## Exercise details
Collect all lines below with the string "React".

>> Start Listed records

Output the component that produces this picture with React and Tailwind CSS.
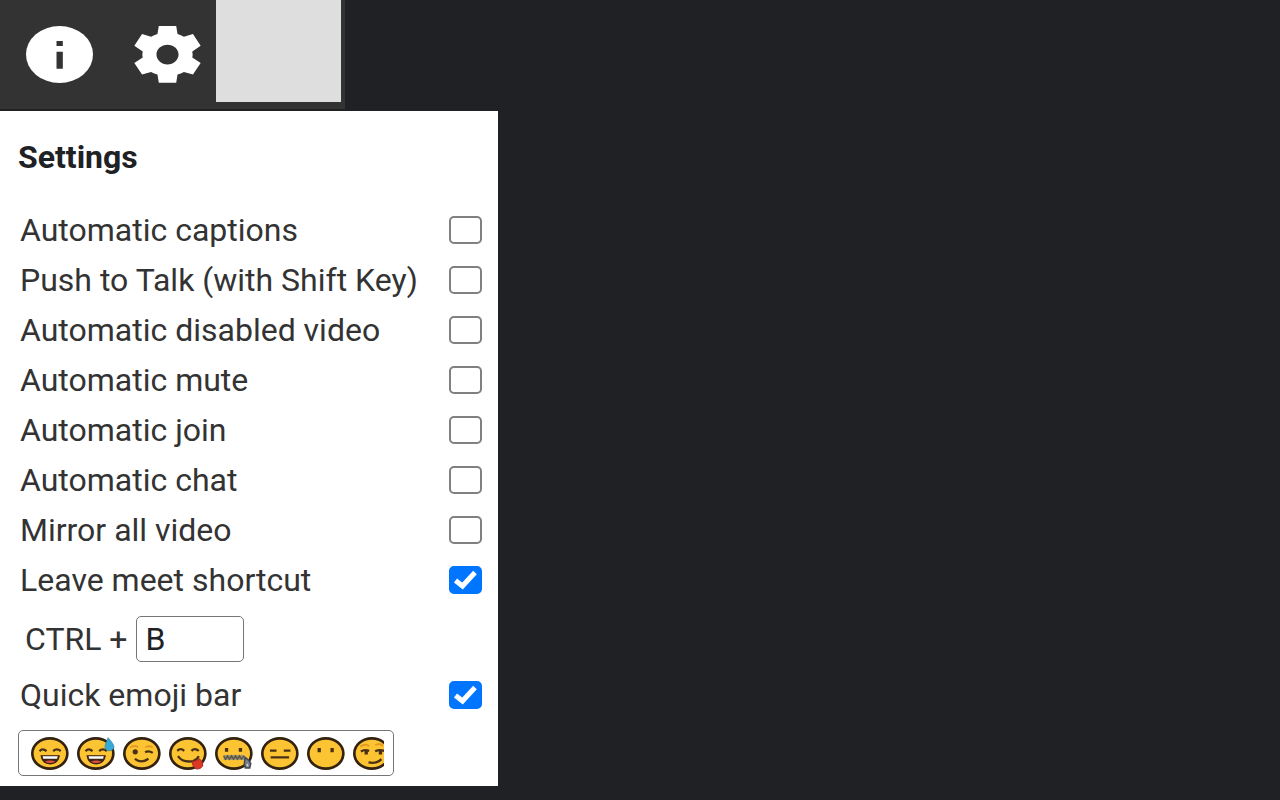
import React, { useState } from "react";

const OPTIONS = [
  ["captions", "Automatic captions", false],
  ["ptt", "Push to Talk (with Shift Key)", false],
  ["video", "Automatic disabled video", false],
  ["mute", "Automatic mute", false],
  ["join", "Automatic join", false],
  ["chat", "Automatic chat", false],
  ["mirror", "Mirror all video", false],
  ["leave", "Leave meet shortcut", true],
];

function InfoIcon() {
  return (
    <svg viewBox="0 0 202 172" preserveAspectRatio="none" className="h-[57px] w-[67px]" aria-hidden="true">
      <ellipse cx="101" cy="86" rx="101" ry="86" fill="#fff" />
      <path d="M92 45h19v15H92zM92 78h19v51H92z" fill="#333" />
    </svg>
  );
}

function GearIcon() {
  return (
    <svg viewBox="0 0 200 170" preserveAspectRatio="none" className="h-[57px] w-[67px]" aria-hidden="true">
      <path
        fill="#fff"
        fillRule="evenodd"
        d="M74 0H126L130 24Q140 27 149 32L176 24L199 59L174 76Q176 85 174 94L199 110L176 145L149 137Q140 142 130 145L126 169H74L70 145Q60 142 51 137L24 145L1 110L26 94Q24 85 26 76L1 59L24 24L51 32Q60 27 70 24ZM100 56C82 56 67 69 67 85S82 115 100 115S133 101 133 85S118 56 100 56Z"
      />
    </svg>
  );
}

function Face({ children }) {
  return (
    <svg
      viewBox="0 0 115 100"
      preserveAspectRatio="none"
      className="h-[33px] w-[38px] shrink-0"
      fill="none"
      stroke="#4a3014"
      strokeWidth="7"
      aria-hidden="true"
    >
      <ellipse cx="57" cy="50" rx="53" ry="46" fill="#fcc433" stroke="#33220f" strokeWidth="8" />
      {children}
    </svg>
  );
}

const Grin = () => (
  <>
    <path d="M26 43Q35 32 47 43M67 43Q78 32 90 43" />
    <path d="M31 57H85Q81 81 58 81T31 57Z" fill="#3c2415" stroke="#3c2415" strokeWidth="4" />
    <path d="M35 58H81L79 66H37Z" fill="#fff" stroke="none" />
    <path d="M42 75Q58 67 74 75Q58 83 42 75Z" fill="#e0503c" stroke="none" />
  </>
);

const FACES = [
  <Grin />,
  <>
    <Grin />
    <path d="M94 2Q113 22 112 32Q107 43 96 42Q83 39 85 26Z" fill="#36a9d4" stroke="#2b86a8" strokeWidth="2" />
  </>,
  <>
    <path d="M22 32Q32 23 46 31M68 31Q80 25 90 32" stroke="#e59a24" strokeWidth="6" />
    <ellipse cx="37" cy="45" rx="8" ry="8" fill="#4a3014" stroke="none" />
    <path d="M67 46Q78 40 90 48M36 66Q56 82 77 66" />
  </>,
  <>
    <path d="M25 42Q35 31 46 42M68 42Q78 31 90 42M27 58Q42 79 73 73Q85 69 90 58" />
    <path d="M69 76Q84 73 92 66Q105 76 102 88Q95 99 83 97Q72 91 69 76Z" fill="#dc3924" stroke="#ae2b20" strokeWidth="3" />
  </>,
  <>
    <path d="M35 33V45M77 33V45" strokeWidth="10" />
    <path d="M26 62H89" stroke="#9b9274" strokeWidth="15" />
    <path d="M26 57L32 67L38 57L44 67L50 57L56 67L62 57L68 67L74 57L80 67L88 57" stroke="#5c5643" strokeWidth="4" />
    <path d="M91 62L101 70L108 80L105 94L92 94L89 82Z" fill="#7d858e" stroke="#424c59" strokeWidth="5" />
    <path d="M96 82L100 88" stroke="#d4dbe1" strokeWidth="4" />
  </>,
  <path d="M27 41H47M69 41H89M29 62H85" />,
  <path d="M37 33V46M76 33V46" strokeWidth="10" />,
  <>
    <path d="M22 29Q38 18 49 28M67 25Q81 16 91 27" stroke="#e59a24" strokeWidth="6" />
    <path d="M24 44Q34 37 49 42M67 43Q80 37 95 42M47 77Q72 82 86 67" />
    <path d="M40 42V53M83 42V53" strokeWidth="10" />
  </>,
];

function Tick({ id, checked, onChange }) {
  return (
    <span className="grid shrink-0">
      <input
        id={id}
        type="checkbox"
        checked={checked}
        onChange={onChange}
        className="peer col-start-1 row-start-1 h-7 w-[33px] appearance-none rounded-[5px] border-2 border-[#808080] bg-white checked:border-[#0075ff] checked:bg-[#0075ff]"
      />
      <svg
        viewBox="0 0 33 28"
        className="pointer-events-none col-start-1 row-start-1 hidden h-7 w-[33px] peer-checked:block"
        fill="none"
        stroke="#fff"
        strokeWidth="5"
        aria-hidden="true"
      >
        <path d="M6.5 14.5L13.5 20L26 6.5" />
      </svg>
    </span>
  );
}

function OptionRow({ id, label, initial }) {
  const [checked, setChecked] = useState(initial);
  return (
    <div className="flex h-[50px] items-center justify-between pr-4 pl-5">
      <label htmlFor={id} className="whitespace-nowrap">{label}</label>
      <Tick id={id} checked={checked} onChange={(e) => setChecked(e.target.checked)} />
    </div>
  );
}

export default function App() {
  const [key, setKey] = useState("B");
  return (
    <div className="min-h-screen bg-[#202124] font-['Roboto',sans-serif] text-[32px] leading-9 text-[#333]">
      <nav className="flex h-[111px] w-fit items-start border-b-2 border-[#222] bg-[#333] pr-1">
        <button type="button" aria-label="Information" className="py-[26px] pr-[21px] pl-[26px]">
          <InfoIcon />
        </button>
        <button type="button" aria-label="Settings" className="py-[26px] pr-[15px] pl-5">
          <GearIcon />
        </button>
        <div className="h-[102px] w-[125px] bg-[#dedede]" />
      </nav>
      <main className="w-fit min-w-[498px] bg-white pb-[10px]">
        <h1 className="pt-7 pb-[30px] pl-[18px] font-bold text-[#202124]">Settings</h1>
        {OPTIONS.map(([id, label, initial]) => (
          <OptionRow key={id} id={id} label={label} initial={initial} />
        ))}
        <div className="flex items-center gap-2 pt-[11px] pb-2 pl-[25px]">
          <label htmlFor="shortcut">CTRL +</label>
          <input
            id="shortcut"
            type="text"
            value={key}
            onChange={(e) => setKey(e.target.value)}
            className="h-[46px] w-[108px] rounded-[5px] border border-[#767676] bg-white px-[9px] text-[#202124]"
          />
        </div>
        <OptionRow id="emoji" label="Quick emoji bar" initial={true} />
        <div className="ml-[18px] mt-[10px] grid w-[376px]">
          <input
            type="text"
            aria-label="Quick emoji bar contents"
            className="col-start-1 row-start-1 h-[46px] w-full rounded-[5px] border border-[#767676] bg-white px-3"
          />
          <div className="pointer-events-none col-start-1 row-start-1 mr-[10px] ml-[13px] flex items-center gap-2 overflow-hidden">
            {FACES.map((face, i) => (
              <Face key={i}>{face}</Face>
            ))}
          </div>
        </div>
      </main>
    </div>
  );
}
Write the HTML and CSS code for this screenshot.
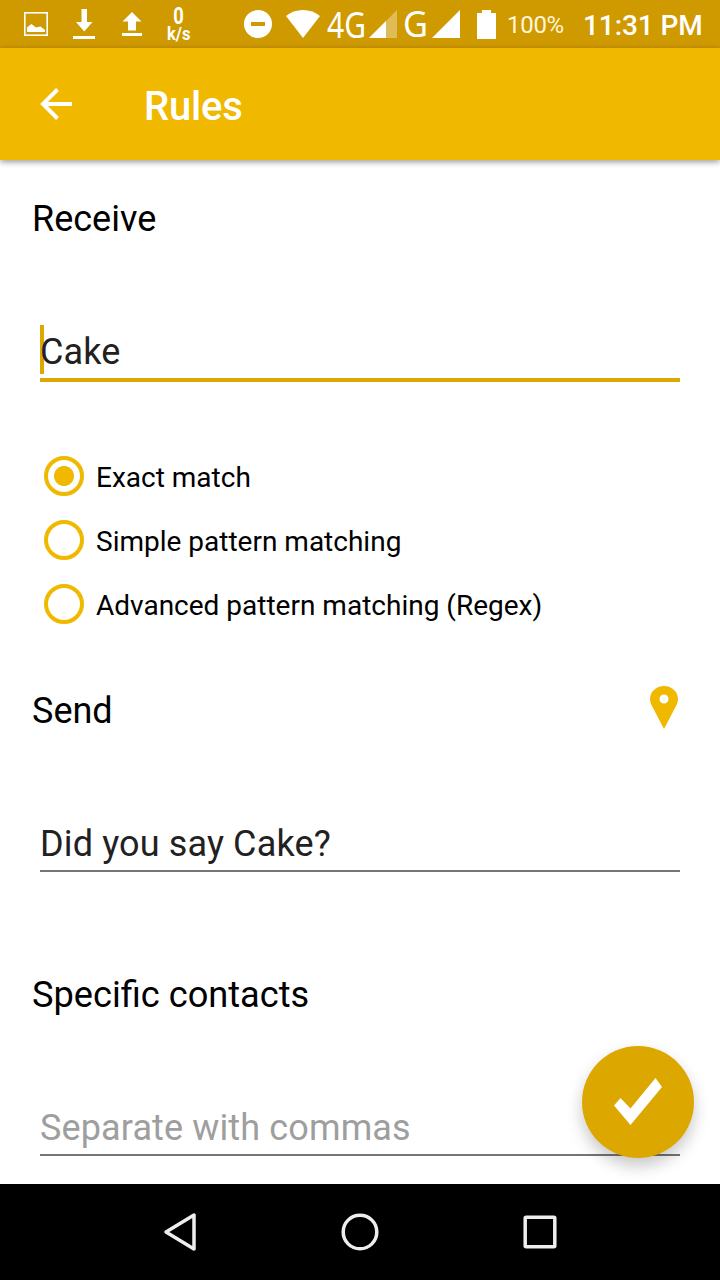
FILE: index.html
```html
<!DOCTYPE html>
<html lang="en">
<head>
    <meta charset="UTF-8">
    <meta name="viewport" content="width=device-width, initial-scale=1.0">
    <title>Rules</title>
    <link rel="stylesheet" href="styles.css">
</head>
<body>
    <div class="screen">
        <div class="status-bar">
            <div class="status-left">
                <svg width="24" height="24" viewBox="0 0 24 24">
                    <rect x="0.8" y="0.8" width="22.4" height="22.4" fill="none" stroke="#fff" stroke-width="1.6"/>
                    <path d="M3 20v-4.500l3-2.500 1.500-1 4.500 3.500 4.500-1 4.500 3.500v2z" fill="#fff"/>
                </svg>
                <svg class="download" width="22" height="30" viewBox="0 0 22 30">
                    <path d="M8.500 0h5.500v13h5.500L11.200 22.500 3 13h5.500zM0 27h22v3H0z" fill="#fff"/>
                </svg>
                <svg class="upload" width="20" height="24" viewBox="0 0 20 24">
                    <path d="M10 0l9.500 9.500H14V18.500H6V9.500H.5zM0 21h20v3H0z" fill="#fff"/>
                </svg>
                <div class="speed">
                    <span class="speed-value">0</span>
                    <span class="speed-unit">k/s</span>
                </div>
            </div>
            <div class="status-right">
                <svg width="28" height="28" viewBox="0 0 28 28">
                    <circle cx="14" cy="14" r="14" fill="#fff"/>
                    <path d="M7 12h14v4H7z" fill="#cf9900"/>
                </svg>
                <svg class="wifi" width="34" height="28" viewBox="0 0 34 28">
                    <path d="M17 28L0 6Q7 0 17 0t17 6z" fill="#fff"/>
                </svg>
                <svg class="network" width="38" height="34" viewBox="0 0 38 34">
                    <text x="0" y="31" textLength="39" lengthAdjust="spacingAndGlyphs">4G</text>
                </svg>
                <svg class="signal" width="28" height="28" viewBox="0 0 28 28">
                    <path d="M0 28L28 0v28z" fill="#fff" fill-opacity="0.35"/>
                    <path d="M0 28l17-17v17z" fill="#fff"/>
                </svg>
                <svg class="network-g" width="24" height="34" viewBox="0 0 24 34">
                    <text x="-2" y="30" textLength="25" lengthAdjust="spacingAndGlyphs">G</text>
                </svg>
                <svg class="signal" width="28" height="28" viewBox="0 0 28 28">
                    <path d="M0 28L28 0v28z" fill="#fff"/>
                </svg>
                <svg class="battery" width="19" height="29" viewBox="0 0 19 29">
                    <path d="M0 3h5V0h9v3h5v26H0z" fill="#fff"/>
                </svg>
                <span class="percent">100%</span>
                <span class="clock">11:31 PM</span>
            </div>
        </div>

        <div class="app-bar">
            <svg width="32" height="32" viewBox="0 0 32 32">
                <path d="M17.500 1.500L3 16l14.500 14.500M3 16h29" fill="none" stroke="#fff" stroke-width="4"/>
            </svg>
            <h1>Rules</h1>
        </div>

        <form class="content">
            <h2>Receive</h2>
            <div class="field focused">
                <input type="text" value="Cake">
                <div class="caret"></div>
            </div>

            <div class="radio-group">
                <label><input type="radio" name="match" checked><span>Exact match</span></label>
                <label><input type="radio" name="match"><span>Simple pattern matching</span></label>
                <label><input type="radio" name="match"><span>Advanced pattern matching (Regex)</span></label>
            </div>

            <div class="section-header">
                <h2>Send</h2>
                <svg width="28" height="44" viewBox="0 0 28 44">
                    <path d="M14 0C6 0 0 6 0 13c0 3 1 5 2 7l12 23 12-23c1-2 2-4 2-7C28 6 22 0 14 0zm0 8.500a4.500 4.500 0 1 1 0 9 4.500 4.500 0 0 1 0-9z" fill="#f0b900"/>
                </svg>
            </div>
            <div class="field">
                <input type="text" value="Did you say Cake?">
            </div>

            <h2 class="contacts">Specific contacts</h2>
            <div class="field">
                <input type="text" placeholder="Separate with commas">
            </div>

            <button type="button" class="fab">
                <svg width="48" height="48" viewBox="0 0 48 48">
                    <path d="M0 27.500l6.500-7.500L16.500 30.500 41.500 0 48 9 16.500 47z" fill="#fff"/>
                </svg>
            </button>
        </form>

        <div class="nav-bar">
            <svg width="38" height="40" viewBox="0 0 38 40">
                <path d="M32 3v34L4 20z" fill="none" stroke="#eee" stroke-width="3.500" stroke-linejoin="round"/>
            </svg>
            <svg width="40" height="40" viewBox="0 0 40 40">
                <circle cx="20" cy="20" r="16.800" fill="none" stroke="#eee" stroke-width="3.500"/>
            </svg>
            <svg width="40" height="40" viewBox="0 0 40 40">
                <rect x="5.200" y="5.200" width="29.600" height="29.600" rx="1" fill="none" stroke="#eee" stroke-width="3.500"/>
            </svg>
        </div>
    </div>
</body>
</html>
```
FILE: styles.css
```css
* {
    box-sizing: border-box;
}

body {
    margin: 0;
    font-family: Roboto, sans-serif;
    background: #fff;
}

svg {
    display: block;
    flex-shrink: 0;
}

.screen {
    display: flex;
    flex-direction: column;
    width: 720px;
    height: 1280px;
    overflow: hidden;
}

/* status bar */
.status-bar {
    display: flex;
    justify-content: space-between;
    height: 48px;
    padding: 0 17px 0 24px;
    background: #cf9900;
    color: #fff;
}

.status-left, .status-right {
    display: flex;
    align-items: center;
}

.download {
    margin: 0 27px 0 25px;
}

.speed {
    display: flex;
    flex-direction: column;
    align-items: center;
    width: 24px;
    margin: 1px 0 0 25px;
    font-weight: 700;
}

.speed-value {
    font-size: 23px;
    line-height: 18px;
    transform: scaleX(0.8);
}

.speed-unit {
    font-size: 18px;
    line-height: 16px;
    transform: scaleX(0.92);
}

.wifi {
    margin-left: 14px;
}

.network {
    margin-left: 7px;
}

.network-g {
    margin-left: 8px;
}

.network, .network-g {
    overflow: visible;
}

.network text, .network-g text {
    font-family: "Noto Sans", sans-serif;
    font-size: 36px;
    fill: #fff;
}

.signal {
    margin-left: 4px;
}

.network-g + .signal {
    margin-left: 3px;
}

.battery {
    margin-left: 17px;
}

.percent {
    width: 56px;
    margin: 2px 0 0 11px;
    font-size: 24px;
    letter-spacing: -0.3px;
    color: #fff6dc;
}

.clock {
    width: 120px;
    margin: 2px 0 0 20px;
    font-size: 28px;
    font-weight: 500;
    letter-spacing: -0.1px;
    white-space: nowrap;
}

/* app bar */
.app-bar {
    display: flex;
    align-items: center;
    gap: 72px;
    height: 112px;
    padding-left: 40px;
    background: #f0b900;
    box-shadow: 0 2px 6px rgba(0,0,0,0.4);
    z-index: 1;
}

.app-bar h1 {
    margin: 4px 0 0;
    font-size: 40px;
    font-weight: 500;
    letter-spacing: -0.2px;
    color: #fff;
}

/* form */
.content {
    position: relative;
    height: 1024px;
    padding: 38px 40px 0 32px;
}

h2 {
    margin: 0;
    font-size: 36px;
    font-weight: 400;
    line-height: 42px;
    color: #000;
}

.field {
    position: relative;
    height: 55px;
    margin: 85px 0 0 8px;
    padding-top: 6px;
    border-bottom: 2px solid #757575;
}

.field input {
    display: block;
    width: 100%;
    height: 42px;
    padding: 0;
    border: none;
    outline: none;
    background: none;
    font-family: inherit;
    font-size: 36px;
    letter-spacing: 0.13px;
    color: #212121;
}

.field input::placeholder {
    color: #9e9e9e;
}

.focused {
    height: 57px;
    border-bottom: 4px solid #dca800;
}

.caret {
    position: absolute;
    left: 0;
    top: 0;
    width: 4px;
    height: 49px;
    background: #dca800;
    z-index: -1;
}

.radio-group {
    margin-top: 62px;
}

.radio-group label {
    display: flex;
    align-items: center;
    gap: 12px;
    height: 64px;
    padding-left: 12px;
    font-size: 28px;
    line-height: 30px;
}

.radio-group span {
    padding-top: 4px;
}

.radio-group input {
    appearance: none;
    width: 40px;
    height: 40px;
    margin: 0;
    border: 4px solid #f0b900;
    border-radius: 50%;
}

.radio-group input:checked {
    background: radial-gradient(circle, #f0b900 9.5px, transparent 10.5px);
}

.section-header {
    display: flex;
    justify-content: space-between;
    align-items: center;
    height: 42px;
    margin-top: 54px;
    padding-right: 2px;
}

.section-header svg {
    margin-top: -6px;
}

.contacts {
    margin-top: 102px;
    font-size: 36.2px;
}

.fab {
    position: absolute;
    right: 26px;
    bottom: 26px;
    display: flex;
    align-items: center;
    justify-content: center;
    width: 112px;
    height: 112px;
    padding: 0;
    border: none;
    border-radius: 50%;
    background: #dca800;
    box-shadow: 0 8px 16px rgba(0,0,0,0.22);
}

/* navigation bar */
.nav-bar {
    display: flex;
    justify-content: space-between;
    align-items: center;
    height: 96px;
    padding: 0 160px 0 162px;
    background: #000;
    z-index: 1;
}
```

>> End Listed records

## The output
Output the component that produces this picture with React and Tailwind CSS.
import React, { useState } from "react";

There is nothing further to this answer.